"Hollywood Reporter": europejskie komiksy to nowe źródło inspiracji dla filmów i seriali
"The Hollywood Reporter" zauważa, że gdy kino superbohaterskie łapie zadyszkę, filmowcy i platformy coraz uważniej patrzą na frankofońskie komiksy. Tam co roku ukazują się tysiące tytułów, z gotowym potencjałem na serialowe hity.
Jak podaje "The Hollywood Reporter", europejskie komiksy, zwłaszcza frankofońskie (tzw. "bande dessinée"), mogą być dla filmu i platform streamingowych tym, czym przez lata były amerykańskie superbohaterskie marki. W USA widać oznaki zmęczenia kolejnymi wysokobudżetowymi adaptacjami komiksów, a jednocześnie rośnie głód nowych światów i historii, które da się opowiedzieć w formie serialu lub filmu.

W tekście THR podaje też, że Francji i Belgii co roku ukazują się tysiące komiksowych tytułów, a sama branża od lat „produkuje” autorów i rysowników z różnych krajów Europy.
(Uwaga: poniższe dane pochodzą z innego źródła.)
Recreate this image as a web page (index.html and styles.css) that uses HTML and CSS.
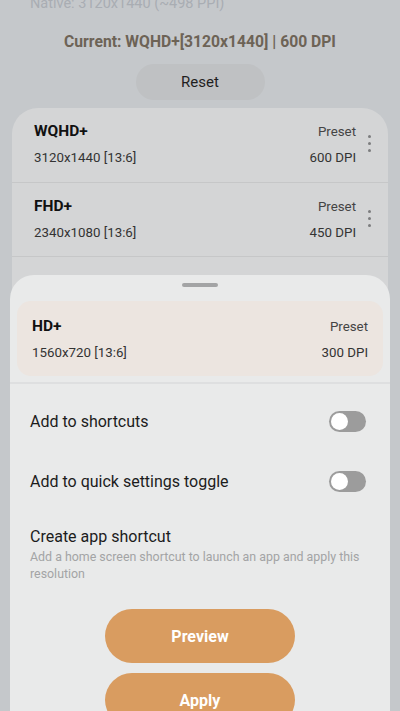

To oznacza nie tylko duży wybór gatunków, lecz także gotowe, wizualnie dopracowane materiały, które łatwo przełożyć na język ekranu.
Dziennik podaje też przykłady komiksów, wymieniając konkretne tytuły, mogące posłużyć za inspirację dla filmowców, np. "Caravaggio" Milo Manary czy "Scotland" autorstwa Leo, Rodolphe i Bertranda Marchala.